The problem comes when the Haskell types (pun intended) think that everyone else just needs to use/study Haskell more, and then they'll have their enlightenment moment. No, a bunch of people won't. Haskell won't fit their minds no matter how much effort they put in, and it's not because they're stupid or lazy. It's because they don't think that way.

And that's fine. Computer languages are tools, not masters. You don't have to use a language that doesn't fit you.

It's a shame most of the people don't even try to learn Haskell because of stereotypes.
> The people who like Haskell think differently from the people who like C.

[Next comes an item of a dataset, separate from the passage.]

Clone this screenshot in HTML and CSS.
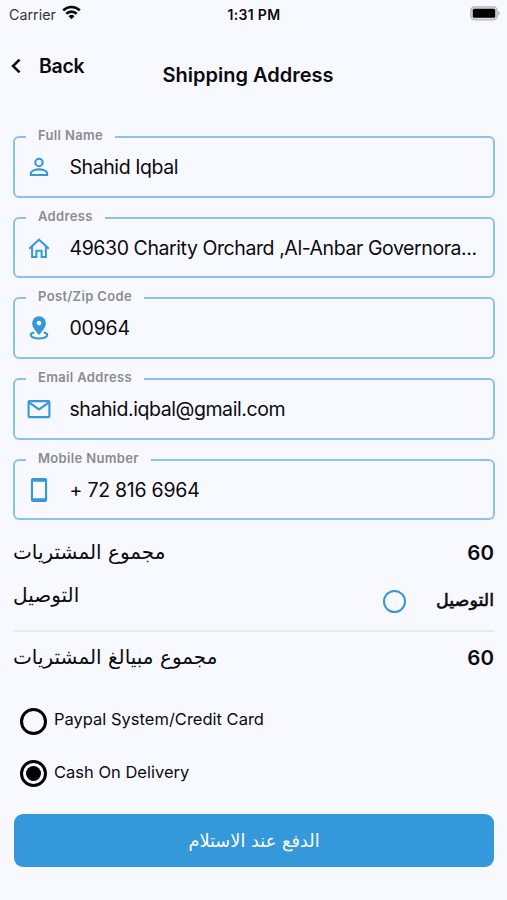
FILE: index.html
```
<!DOCTYPE html>
<html lang="en">
<head>
    <meta charset="UTF-8">
    <meta name="viewport" content="width=device-width, initial-scale=1.0">
    <title>Shipping Address</title>
    <link rel="stylesheet" href="styles.css">
</head>
<body>
    <div class="status">
        <div class="carrier">
            <span>Carrier</span>
            <svg width="19" height="15" viewBox="0 0 19 15" fill="none" stroke="#0b0b0f" stroke-width="2.7">
                <path d="M1.2 5.4a11.8 11.8 0 0 1 16.6 0"/>
                <path d="M4.3 8.8a7.4 7.4 0 0 1 10.4 0"/>
                <path d="M9.5 14.2l-3-3a4.3 4.3 0 0 1 6 0z" fill="#0b0b0f" stroke="none"/>
            </svg>
        </div>
        <div class="time">1:31 PM</div>
        <svg class="battery" width="31" height="15" viewBox="0 0 31 15">
            <rect x="0.8" y="0.8" width="26.4" height="13" rx="4" fill="#d9dade" stroke="#b4b5ba" stroke-width="1.3"/>
            <rect x="2.8" y="2.8" width="22.4" height="9" rx="1.5" fill="#000"/>
            <path d="M28.4 5v4.6a2.6 2.6 0 0 0 0-4.6z" fill="#a9aab0"/>
        </svg>
    </div>

    <div class="header">
        <div class="back">
            <svg width="12" height="16" viewBox="0 0 12 16" fill="none" stroke="#0b0b0f" stroke-width="2.6">
                <path d="M10.6 1.6L4 8l6.600 6.400"/>
            </svg>
            <span>Back</span>
        </div>
        <h1>Shipping Address</h1>
    </div>

    <fieldset>
        <legend>Full Name</legend>
        <div class="field">
            <svg width="24" height="26" viewBox="0 0 24 26" fill="none" stroke="#3498db" stroke-width="2.1">
                <circle cx="12" cy="8.500" r="3.700"/>
                <path d="M3.900 21v-1.700c0-2.600 4.600-3.900 8.100-3.900s8.100 1.300 8.100 3.900V21z"/>
            </svg>
            <span class="value">Shahid Iqbal</span>
        </div>
    </fieldset>
    <fieldset>
        <legend>Address</legend>
        <div class="field">
            <svg width="24" height="26" viewBox="0 0 24 26" fill="none" stroke="#3498db" stroke-width="2">
                <path d="M2.2 13.700L12 4.700l9.800 9"/>
                <path d="M5.100 11.500V22h4.300v-6.200h5.200V22h4.300V11.500"/>
            </svg>
            <span class="value">49630 Charity Orchard ,Al-Anbar Governora...</span>
        </div>
    </fieldset>
    <fieldset>
        <legend>Post/Zip Code</legend>
        <div class="field">
            <svg width="24" height="26" viewBox="0 0 24 26">
                <path d="M12 1.2a6.9 6.9 0 0 0-6.9 6.9c0 4.3 3.8 8.4 6.9 12 3.1-3.6 6.9-7.7 6.9-12A6.9 6.9 0 0 0 12 1.2zm0 4.600a2.300 2.300 0 1 1 0 4.600 2.300 2.300 0 0 1 0-4.600z" fill="#3498db" fill-rule="evenodd"/>
                <path d="M7.300 17.600c-2.300.5-3.600 1.400-3.600 2.400 0 1.900 3.700 3.500 8.300 3.500s8.300-1.600 8.300-3.500c0-1-1.300-1.900-3.600-2.400" fill="none" stroke="#3498db" stroke-width="2"/>
            </svg>
            <span class="value digits">00964</span>
        </div>
    </fieldset>
    <fieldset>
        <legend>Email Address</legend>
        <div class="field">
            <svg width="24" height="26" viewBox="0 0 24 26" fill="none" stroke="#3498db" stroke-width="2.1">
                <rect x="1.600" y="5.100" width="20.800" height="16" rx="1"/>
                <path d="M2 6.400l10 7 10-7"/>
            </svg>
            <span class="value">shahid.iqbal@gmail.com</span>
        </div>
    </fieldset>
    <fieldset>
        <legend>Mobile Number</legend>
        <div class="field">
            <svg width="24" height="26" viewBox="0 0 24 26">
                <path d="M5.900 1h12.200a2 2 0 0 1 2 2v20a2 2 0 0 1-2 2H5.900a2 2 0 0 1-2-2V3a2 2 0 0 1 2-2zM6 4.800v16.400h12V4.800z" fill="#3498db" fill-rule="evenodd"/>
            </svg>
            <span class="value phone">+ 72 816 6964</span>
        </div>
    </fieldset>

    <div class="row">
        <span class="arabic" dir="rtl">مجموع المشتريات</span>
        <span class="total">60</span>
    </div>
    <div class="row delivery">
        <span class="arabic" dir="rtl">التوصيل</span>
        <div class="option">
            <span class="circle"></span>
            <span class="arabic bold" dir="rtl">التوصيل</span>
        </div>
    </div>
    <div class="row sum">
        <span class="arabic" dir="rtl">مجموع مبيالغ المشتريات</span>
        <span class="total">60</span>
    </div>

    <div class="payment">
        <span class="radio"></span>
        <span class="label">Paypal System/Credit Card</span>
    </div>
    <div class="payment">
        <span class="radio checked"></span>
        <span class="label">Cash On Delivery</span>
    </div>

    <button type="button" dir="rtl">الدفع عند الاستلام</button>
</body>
</html>
```
FILE: styles.css
```
* {
    box-sizing: border-box;
}

body {
    margin: 0;
    height: 900px;
    overflow: hidden;
    background-color: #f8f9ff;
    color: #0b0b0f;
    font-family: Inter, "Liberation Sans", sans-serif;
    white-space: nowrap;
}

svg {
    display: block;
    flex: none;
}

.status {
    display: grid;
    grid-template-columns: 1fr auto 1fr;
    align-items: center;
    height: 28px;
    padding: 0 6px 0 9px;
    font-size: 14.3px;
}

.carrier {
    display: flex;
    align-items: center;
    gap: 6px;
    color: #333338;
}

.carrier svg {
    margin-top: -3px;
}

.time {
    margin-right: 2px;
    font-size: 14px;
    font-weight: 600;
    letter-spacing: 0.3px;
}

.battery {
    justify-self: end;
    margin-top: -1px;
}

.header {
    display: grid;
    grid-template-columns: 1fr auto 1fr;
    height: 101px;
    padding: 25px 20px 0 9px;
}

.back {
    display: flex;
    align-items: center;
    gap: 18px;
    height: 25px;
    font-size: 19.5px;
    font-weight: 600;
    letter-spacing: -0.3px;
}

h1 {
    margin: 10px 0 0;
    font-size: 20px;
    line-height: 24px;
    font-weight: 600;
}

/* the legend cuts the gap in the top border */
fieldset {
    width: 482px;
    min-width: 0;
    height: 68.65px;
    margin: 0 0 12px 13px;
    padding: 0 12px 0 11px;
    border: 2px solid #8ac2ec;
    border-radius: 6px;
}

legend {
    height: 16px;
    padding: 0 12px 4px;
    color: #8b8b91;
    font-size: 13px;
    line-height: 12px;
    font-weight: 600;
    letter-spacing: 0.35px;
}

.field {
    display: flex;
    align-items: center;
    gap: 18.5px;
    height: 44px;
    padding-left: 1px;
}

.value {
    font-size: 19.5px;
    line-height: 24px;
    letter-spacing: -0.42px;
}

.digits {
    letter-spacing: -0.2px;
}

.phone {
    letter-spacing: -0.25px;
}

.row {
    display: flex;
    align-items: center;
    justify-content: space-between;
    height: 40px;
    margin: 0 13px;
}

.delivery {
    height: 60px;
    border-bottom: 2px solid #e8e9ee;
}

.delivery > .arabic {
    margin-bottom: 12px;
}

.sum {
    height: 50px;
}

.arabic {
    font-family: "DejaVu Sans", sans-serif;
    font-size: 20px;
    line-height: 24px;
}

.total {
    font-size: 20.5px;
    font-weight: 600;
}

.option {
    display: flex;
    align-items: center;
    gap: 30px;
}

.circle {
    width: 23px;
    height: 23px;
    border: 2px solid #3498db;
    border-radius: 50%;
}

.bold {
    margin-top: -3px;
    font-size: 17.5px;
    -webkit-text-stroke: 0.6px #0b0b0f;
}

.payment {
    display: flex;
    align-items: center;
    gap: 7px;
    height: 52.5px;
    margin-left: 20px;
    font-size: 16.5px;
}

.sum + .payment {
    margin-top: 13px;
}

.radio {
    display: flex;
    width: 27px;
    height: 27px;
    border: 3px solid #000;
    border-radius: 50%;
}

.checked::after {
    content: "";
    width: 15px;
    height: 15px;
    margin: auto;
    border-radius: 50%;
    background-color: #000;
}

.label {
    margin-top: -4px;
}

button {
    display: block;
    width: 480px;
    height: 53px;
    margin: 14px 0 0 14px;
    padding: 0;
    border: 0;
    border-radius: 9px;
    background-color: #3498db;
    color: #fff;
    font-family: "DejaVu Sans", sans-serif;
    font-size: 17.8px;
}
```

I'm familiar with numerous people who _like_ C and there's one thing that stands out about them is they don't think in abstractions, effectively ruining the whole point of abstraction as a concept. You offer them, say, an STM¹, and they are like "oh, right, a semaphore here, a mutex there, that's an easy one" and so on.

> The problem comes when the Haskell types (pun intended) think that everyone else just needs to use/study Haskell more, and then they'll have their enlightenment moment.

I'm a Haskell type and ex-C type, and I don't think it is correct. To get Haskell, you have to step back and unlearn some of your knowledge about computers, no matter how hard you've acquired it. The problem with the abstractions offered by p^Wmainstream programming languages, is they leak, one way or another, so you inevitably end up not trusting any abstraction ever at all. In Haskell, abstractions are more reliable (dare I say rock-solid?), compared to mainstream, thanks to effects isolation, referential transparency, laziness and other merits and properties of the language.

Another mistake I did when starting Haskell was I expected the same words to mean the same things, `class` in particular. That cost me months of struggling to understand why it didn't work.

The bottom line is Haskell is significantly different from anything mainstream you've programmed in before and expecting it to work the same way is, uh, not very efficient.